>> begin Material provided
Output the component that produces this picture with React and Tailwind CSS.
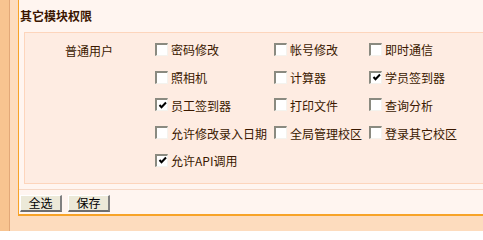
import React from "react";

const FONT = { fontFamily: '"Noto Sans CJK SC", "Noto Sans", sans-serif' };

function Box({ checked }) {
  return (
    <span className="relative inline-flex h-[13px] w-[13px] shrink-0 items-center justify-center border-t-2 border-l-2 border-r border-b border-t-[#8a8a80] border-l-[#8a8a80] border-r-[#f4f3ee] border-b-[#f4f3ee] bg-white">
      {checked && (
        <svg width="9" height="9" viewBox="0 0 9 9" className="block">
          <path d="M1.5 4 L3.5 6.2 L8 1.5" fill="none" stroke="#000" strokeWidth="2" />
        </svg>
      )}
    </span>
  );
}

function Item({ label, checked }) {
  return (
    <div className="flex h-[27.75px] items-center gap-[3px]">
      <Box checked={checked} />
      <span className="pt-[2px] text-[12px] leading-[12px] text-[#3a1800] whitespace-nowrap">{label}</span>
    </div>
  );
}

const rows = [
  [["密码修改", false], ["帐号修改", false], ["即时通信", false]],
  [["照相机", false], ["计算器", false], ["学员签到器", true]],
  [["员工签到器", true], ["打印文件", false], ["查询分析", false]],
  [["允许修改录入日期", false], ["全局管理校区", false], ["登录其它校区", false]],
  [["允许API调用", true]],
];

function Btn({ children }) {
  return (
    <button className="flex h-[17px] w-[42px] items-center justify-center border-t border-l border-r-2 border-b-2 border-t-white border-l-white border-r-[#808080] border-b-[#6e6e6e] bg-[#ece9d8] text-[12px] leading-[12px] text-black">
      {children}
    </button>
  );
}

export default function App() {
  return (
    <div className="flex h-[231px] w-[483px] overflow-hidden bg-[#fddcbe]" style={FONT}>
      <div className="h-full w-[10px] shrink-0 border-r border-[#e2a878] bg-[#f8c490]" />
      <div className="ml-[8px] flex h-[216px] w-[600px] shrink-0 flex-col border-l border-b-2 border-[#f7a328] bg-[#fff5f0]">
        <div className="flex h-[32px] items-start pl-[1px] pt-[9px]">
          <span className="text-[12px] font-bold leading-[13px] text-[#3a1500]">其它模块权限</span>
        </div>
        <div className="ml-[5px] flex h-[152px] w-[580px] shrink-0 border border-[#fdd5bc] bg-[#feece2] pt-[2.5px]">
          <div className="w-[130px] shrink-0 pl-[40px] pt-[9px] text-[12px] leading-[12px] text-[#3a1800]">普通用户</div>
          <div className="flex flex-col">
            {rows.map((r, i) => (
              <div key={i} className="grid grid-cols-[119px_95px_auto]">
                {r.map(([l, c]) => (
                  <Item key={l} label={l} checked={c} />
                ))}
              </div>
            ))}
          </div>
        </div>
        <div className="h-[5px]" />
        <div className="h-px bg-[#f6d8c6]" />
        <div className="flex gap-[6px] pl-[1px] pt-[5px]">
          <Btn>全选</Btn>
          <Btn>保存</Btn>
        </div>
      </div>
    </div>
  );
}
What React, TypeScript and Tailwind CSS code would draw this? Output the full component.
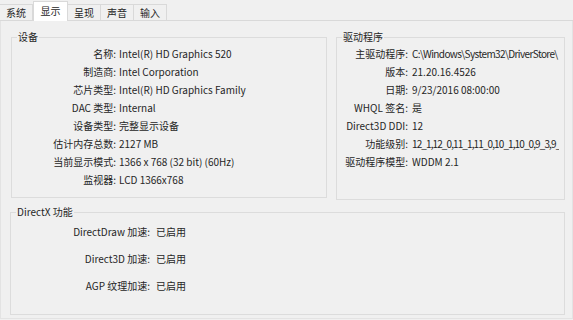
>> end Material provided
● **Brief**
Quote the material word for word, dropping any images it holds.

● **Response**
Output the component that produces this picture with React and Tailwind CSS.
import React from "react";

const FONT = { fontFamily: '"Noto Sans CJK SC", "Noto Sans", sans-serif' };

function Box({ checked }) {
  return (
    <span className="relative inline-flex h-[13px] w-[13px] shrink-0 items-center justify-center border-t-2 border-l-2 border-r border-b border-t-[#8a8a80] border-l-[#8a8a80] border-r-[#f4f3ee] border-b-[#f4f3ee] bg-white">
      {checked && (
        <svg width="9" height="9" viewBox="0 0 9 9" className="block">
          <path d="M1.5 4 L3.5 6.2 L8 1.5" fill="none" stroke="#000" strokeWidth="2" />
        </svg>
      )}
    </span>
  );
}

function Item({ label, checked }) {
  return (
    <div className="flex h-[27.75px] items-center gap-[3px]">
      <Box checked={checked} />
      <span className="pt-[2px] text-[12px] leading-[12px] text-[#3a1800] whitespace-nowrap">{label}</span>
    </div>
  );
}

const rows = [
  [["密码修改", false], ["帐号修改", false], ["即时通信", false]],
  [["照相机", false], ["计算器", false], ["学员签到器", true]],
  [["员工签到器", true], ["打印文件", false], ["查询分析", false]],
  [["允许修改录入日期", false], ["全局管理校区", false], ["登录其它校区", false]],
  [["允许API调用", true]],
];

function Btn({ children }) {
  return (
    <button className="flex h-[17px] w-[42px] items-center justify-center border-t border-l border-r-2 border-b-2 border-t-white border-l-white border-r-[#808080] border-b-[#6e6e6e] bg-[#ece9d8] text-[12px] leading-[12px] text-black">
      {children}
    </button>
  );
}

export default function App() {
  return (
    <div className="flex h-[231px] w-[483px] overflow-hidden bg-[#fddcbe]" style={FONT}>
      <div className="h-full w-[10px] shrink-0 border-r border-[#e2a878] bg-[#f8c490]" />
      <div className="ml-[8px] flex h-[216px] w-[600px] shrink-0 flex-col border-l border-b-2 border-[#f7a328] bg-[#fff5f0]">
        <div className="flex h-[32px] items-start pl-[1px] pt-[9px]">
          <span className="text-[12px] font-bold leading-[13px] text-[#3a1500]">其它模块权限</span>
        </div>
        <div className="ml-[5px] flex h-[152px] w-[580px] shrink-0 border border-[#fdd5bc] bg-[#feece2] pt-[2.5px]">
          <div className="w-[130px] shrink-0 pl-[40px] pt-[9px] text-[12px] leading-[12px] text-[#3a1800]">普通用户</div>
          <div className="flex flex-col">
            {rows.map((r, i) => (
              <div key={i} className="grid grid-cols-[119px_95px_auto]">
                {r.map(([l, c]) => (
                  <Item key={l} label={l} checked={c} />
                ))}
              </div>
            ))}
          </div>
        </div>
        <div className="h-[5px]" />
        <div className="h-px bg-[#f6d8c6]" />
        <div className="flex gap-[6px] pl-[1px] pt-[5px]">
          <Btn>全选</Btn>
          <Btn>保存</Btn>
        </div>
      </div>
    </div>
  );
}
What React, TypeScript and Tailwind CSS code would draw this? Output the full component.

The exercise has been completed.